This project aimed to provide an evidence base for intervening with fathers who use domestic and family violence (DFV), in order to enhance support for women and children living with DFV. The project is a part of ANROWS’s Perpetrator Interventions Research Stream.

The project delivered an evidence-informed Practice Guide for workers and highlights the need for organisations to undertake systemic change to embed new practice approaches.

Structured interventions with men who use violence mostly occur through the criminal justice system and specialist men’s behaviour change programs. While other services, such as child protection and family support services, work with fathers who use violence, this work has never been documented or formalised. In other words, to date, this work has been largely “invisible”.
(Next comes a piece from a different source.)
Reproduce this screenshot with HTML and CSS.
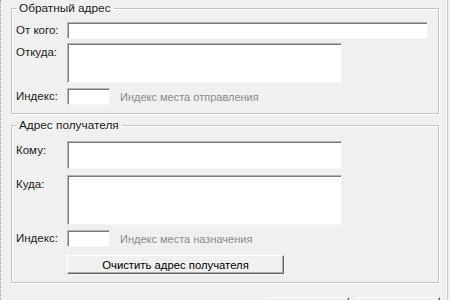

The project’s findings are structured around four themes:

key skills identified for working with fathers who use violence and control;
key factors identified in partnering with women;
key skills in ensuring a focus on children and young people; and
the role of organisations and practitioner capacity building.
The project built upon earlier ANROWS research, including the PATRICIA (PAThways and Research Into Collaborative Inter-Agency practice) project, which investigated fostering collaboration between child protection and specialist DFV services.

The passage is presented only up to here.